Öncelikle belirtelim ki, “Kurul kararları kesindir ve toplu sözleşme hükmündedir.” Elbette ki, mücadele ile TBMM ‘ye de, hakem kuruluna da etki etme olanağı söz konusudur. Ancak toplamda 1.700.000 üyesi bulunan 2 konfederasyonun mücadele etmek gibi bir niyetleri yok, bu tavır nedeniyle Ağustos ayının son günü “noter” diye nitelendirilen hakem kurulu kararı ile sürecin tamamlanması söz konusu.
Bu sene yürütülen toplu sözleşme görüşmeleri sırasında, yasak savma niyetiyle de olsa, hemen, hemen tüm konfederasyonlar birkaç gün basın açıklamaları, iş bırakma gibi eylemler gerçekleştirdi.
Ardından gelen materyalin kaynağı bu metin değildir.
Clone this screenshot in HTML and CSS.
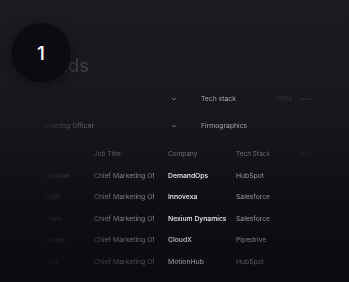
FILE: index.html
```html
<!DOCTYPE html>
<html lang="en">
  <head>
    <meta charset="UTF-8" />
    <meta name="viewport" content="width=device-width, initial-scale=1.0" />
    <title>Leads</title>
    <link rel="stylesheet" href="styles.css">
  </head>
  <body>
    <div class="screen">
      <div class="content">
        <h1 class="title">Leads</h1>

        <div class="filters">
          <div class="select">
            <span class="select-value"></span>
            <svg class="chevron" viewBox="0 0 6 4"><polyline points="1,1 3,3 5,1" /></svg>
          </div>
          <div class="filter-row">
            <span class="filter-label">Tech stack</span>
            <span class="filter-value">CRM</span>
            <span class="filter-bar"></span>
          </div>
          <div class="select">
            <span class="select-value">Chief Marketing Officer</span>
            <svg class="chevron" viewBox="0 0 6 4"><polyline points="1,1 3,3 5,1" /></svg>
          </div>
          <div class="filter-row">
            <span class="filter-label">Firmographics</span>
          </div>
        </div>

        <div class="table">
          <div class="row head">
            <span>Name</span>
            <span>Job Title</span>
            <span>Company</span>
            <span>Tech Stack</span>
            <span>Intel</span>
          </div>
          <div class="row">
            <span class="name">Emma Davison</span>
            <span class="job">Chief Marketing Officer</span>
            <span class="company">DemandOps</span>
            <span class="tech">HubSpot</span>
            <span></span>
          </div>
          <div class="row">
            <span class="name">Laura Smith</span>
            <span class="job">Chief Marketing Officer</span>
            <span class="company">Innovexa</span>
            <span class="tech">Salesforce</span>
            <span></span>
          </div>
          <div class="row">
            <span class="name">Mark Brown</span>
            <span class="job">Chief Marketing Officer</span>
            <span class="company">Nexium Dynamics</span>
            <span class="tech">Salesforce</span>
            <span></span>
          </div>
          <div class="row">
            <span class="name">Kate Williams</span>
            <span class="job">Chief Marketing Officer</span>
            <span class="company">CloudX</span>
            <span class="tech">Pipedrive</span>
            <span></span>
          </div>
          <div class="row">
            <span class="name">Ryan Lewis</span>
            <span class="job">Chief Marketing Officer</span>
            <span class="company">MotionHub</span>
            <span class="tech">HubSpot</span>
            <span></span>
          </div>
        </div>
      </div>

      <div class="badge">1</div>
    </div>
  </body>
</html>
```

FILE: styles.css
```css
body {
  margin: 0;
  font-family: Inter, "Noto Sans", sans-serif;
  background: #0d0c11;
}
.screen {
  position: relative;
  width: 349px;
  height: 282px;
  overflow: hidden;
  background: linear-gradient(180deg, #1b1b20 0%, #17171c 40%, #0f0e13 72%, #0b0a0f 100%);
}
.content {
  padding-top: 55px;
  -webkit-mask-image: linear-gradient(90deg, transparent 0px, transparent 40px, rgba(0, 0, 0, 0.35) 62px, rgba(0, 0, 0, 0.8) 110px, #000 165px, #000 255px, rgba(0, 0, 0, 0.3) 305px, transparent 330px);
  mask-image: linear-gradient(90deg, transparent 0px, transparent 40px, rgba(0, 0, 0, 0.35) 62px, rgba(0, 0, 0, 0.8) 110px, #000 165px, #000 255px, rgba(0, 0, 0, 0.3) 305px, transparent 330px);
}
.title {
  margin: 0 0 8px 37px;
  height: 22px;
  line-height: 22px;
  font-size: 18px;
  font-weight: 500;
  color: #5a5a61;
}
.filters {
  display: grid;
  grid-template-columns: 181px 148px;
  column-gap: 20px;
  grid-auto-rows: 27px;
}
.select {
  display: flex;
  align-items: center;
  justify-content: space-between;
  padding: 0 4px 0 19px;
}
.select-value {
  font-size: 6.8px;
  color: #9a9aa0;
}
.chevron {
  width: 6px;
  height: 4px;
  fill: none;
  stroke: #75757b;
  stroke-width: 0.9;
}
.filter-row {
  display: flex;
  align-items: center;
}
.filter-label {
  width: 76px;
  font-size: 6.8px;
  color: #a4a4aa;
}
.filter-value {
  width: 24px;
  font-size: 6.5px;
  color: #4a4a50;
}
.filter-bar {
  width: 12px;
  height: 2px;
  border-radius: 1px;
  background: #3c4a47;
}
.table {
  margin-top: 4px;
  padding-left: 10px;
}
.row {
  display: grid;
  grid-template-columns: 84px 74px 68px 63px 40px;
  height: 21.5px;
  align-items: center;
  font-size: 6.8px;
}
.row span {
  white-space: nowrap;
  overflow: hidden;
}
.head {
  color: #6e6e75;
  font-size: 6.5px;
}
.head span:last-child {
  color: #3a3a40;
}
.name {
  color: #8a8a90;
  padding-left: 12px;
}
.job {
  width: 60px;
  color: #8e8e95;
}
.company {
  color: #ececf0;
  font-weight: 500;
}
.tech {
  color: #9a9aa0;
}
.row:nth-child(5) span {
  opacity: 0.8;
}
.row:nth-child(6) span {
  opacity: 0.55;
}
.badge {
  position: absolute;
  left: 10px;
  top: 22px;
  width: 62px;
  height: 62px;
  border-radius: 50%;
  background: #0c0b11;
  border: 1px solid rgba(255, 255, 255, 0.06);
  box-sizing: border-box;
  box-shadow: 0 2px 10px rgba(0, 0, 0, 0.35);
  display: flex;
  align-items: center;
  justify-content: center;
  color: #ffffff;
  font-size: 19px;
  font-weight: 500;
}
```
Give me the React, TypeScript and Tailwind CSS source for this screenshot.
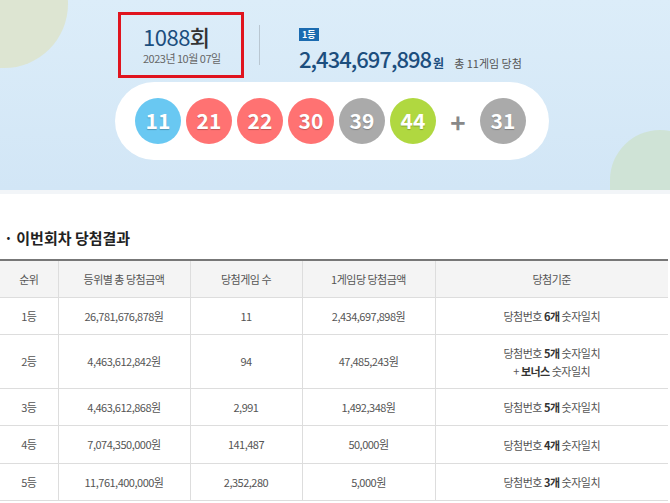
const balls = [
  { n: 11, c: 'bg-[#69c8f2]' },
  { n: 21, c: 'bg-[#ff7272]' },
  { n: 22, c: 'bg-[#ff7272]' },
  { n: 30, c: 'bg-[#ff7272]' },
  { n: 39, c: 'bg-[#aaaaaa]' },
  { n: 44, c: 'bg-[#b0d840]' },
]

function Ball({ n, c }: { n: number; c: string }) {
  return (
    <div className={`w-[46px] h-[46px] rounded-full ${c} flex items-center justify-center text-white text-[21px] font-bold`}
      style={{ textShadow: '0 1px 1px rgba(0,0,0,0.25)' }}>
      {n}
    </div>
  )
}

const rows = [
  ['1등', '26,781,676,878원', '11', '2,434,697,898원', ['6개'], 'h-[37px]'],
  ['2등', '4,463,612,842원', '94', '47,485,243원', ['5개', 'bonus'], 'h-[54px]'],
  ['3등', '4,463,612,868원', '2,991', '1,492,348원', ['5개'], 'h-[37px]'],
  ['4등', '7,074,350,000원', '141,487', '50,000원', ['4개'], 'h-[38px]'],
  ['5등', '11,761,400,000원', '2,352,280', '5,000원', ['3개'], 'h-[37px]'],
] as const

export default function App() {
  return (
    <div className="w-[670px] h-[503px] overflow-hidden bg-white text-[#333]" style={{ fontFamily: '"Noto Sans CJK KR", "Noto Sans", sans-serif' }}>
      {/* Banner */}
      <div className="relative h-[190px] bg-gradient-to-b from-[#dcedf9] to-[#d2e6f6] overflow-hidden">
        <div className="absolute -left-[60px] -top-[60px] w-[128px] h-[128px] rounded-full bg-[#dde5d2]" />
        <div className="absolute right-[-40px] top-[130px] w-[100px] h-[120px] rounded-full bg-[#cfe3d6]" />
        <div className="relative flex items-center pl-[118px] pt-[12px]">
          <div className="w-[126px] h-[66px] border-[3px] border-[#e0141e] pl-[22px] pt-[8px]">
            <div className="text-[22px] leading-[26px] text-[#1c4e7e] tracking-[-0.5px]">1088<span className="font-medium text-[#333]">회</span></div>
            <div className="text-[11px] leading-[16px] mt-[1px] text-[#666] -tracking-[0.5px]">2023년 10월 07일</div>
          </div>
          <div className="ml-[15px] w-px h-[40px] bg-[#b9c7d2]" />
          <div className="ml-[39px] pt-[4px]">
            <span className="inline-block bg-[#1b6bb0] text-white text-[9px] font-bold px-[3px] leading-[13px]">1등</span>
            <div className="flex items-baseline gap-[6px] -mt-[1px]">
              <span className="text-[22px] font-medium text-[#1c4e7e] tracking-[-1px]">2,434,697,898</span>
              <span className="text-[12px] font-bold text-[#1c4e7e] -ml-[4px]">원</span>
              <span className="text-[11px] text-[#555] ml-[4px]">총 11게임 당첨</span>
            </div>
          </div>
        </div>
        <div className="ml-[115px] mt-[4px] w-[434px] h-[78px] rounded-full bg-white flex items-center pl-[20px] gap-[5px]">
          {balls.map((b) => <Ball key={b.n} n={b.n} c={b.c} />)}
          <span className="w-[34px] text-center text-[26px] font-bold text-[#888]">+</span>
          <Ball n={31} c="bg-[#aaaaaa]" />
        </div>
      </div>
      <div className="h-[4px] bg-[#f2f5f8]" />

      <div className="mt-[33px] px-[4px] text-[15px] font-bold text-[#222]">· 이번회차 당첨결과</div>

      <table className="mt-[9px] w-[668px] border-collapse text-[11px] text-[#555] text-center tracking-[-0.5px]">
        <thead>
          <tr className="h-[38px] bg-[#f4f4f4] border-t-2 border-[#777]">
            <th className="font-normal w-[58px] border-r border-b border-[#ddd]">순위</th>
            <th className="font-normal w-[132px] border-r border-b border-[#ddd]">등위별 총 당첨금액</th>
            <th className="font-normal w-[112px] border-r border-b border-[#ddd]">당첨게임 수</th>
            <th className="font-normal w-[133px] border-r border-b border-[#ddd]">1게임당 당첨금액</th>
            <th className="font-normal border-b border-[#ddd]">당첨기준</th>
          </tr>
        </thead>
        <tbody>
          {rows.map(([r, t, g, p, crit, h]) => (
            <tr key={r} className={`${h} border-b border-[#ddd]`}>
              <td className="border-r border-[#ddd]">{r}</td>
              <td className="border-r border-[#ddd]">{t}</td>
              <td className="border-r border-[#ddd]">{g}</td>
              <td className="border-r border-[#ddd]">{p}</td>
              <td className="leading-[18px]">
                <div>당첨번호 <b className="font-semibold text-[#333]">{crit[0]}</b> 숫자일치</div>
                {crit.length > 1 && <div>+ <b className="font-semibold text-[#333]">보너스</b> 숫자일치</div>}
              </td>
            </tr>
          ))}
        </tbody>
      </table>
    </div>
  )
}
Anlaşmazlık sonrasında tüm konfederasyonlar, sendikalar bir araya gelerek, iş bırakmalar dahil her türlü eylem kararı alabilir, uygulayabilirdi. Hakem kurulu toplantılarına katılmayarak, mücadele daha meşru zeminde yürütülebilirdi. Ancak 2 konfederasyon bu olanağın kullanılmasına engel oldu. Bütçenin TBMM Plan Bütçe Komisyonu ve Genel Kurulda görüşülmesi sırasında elbette ki eylem yapılmasının önünde bir engel olmasa da, iki konfederasyondan böyle bir tavır beklemek sadece hayalcilik olur.
Bu tablonun değişmesi için mücadele yükseltilmezse, 2026 yılının, kamu çalışanları ve emekliler için zor bir yıl olacağını söylemek durumundayız.
Kamu-Sen ve Memur-Sen’e rağmen milyonlarca kamu emekçisini kısa sürede örgütlemek, mücadeleye katmak zor olsa da, kamu emekçileri sendikal hareketinde önemli bir yeri olan KESK’in, işyerlerine dönük sabırlı bir çalışma yürütmesi ile kamu çalışanlarını mücadeleye katması mümkün. Emekli sendikalarının dinamik yapısı göz önünde bulundurulduğunda emekliler de süreçte yer alacaktır.
Evet şimdi, umudu, mücadeleyi örgütlemenin zamanı.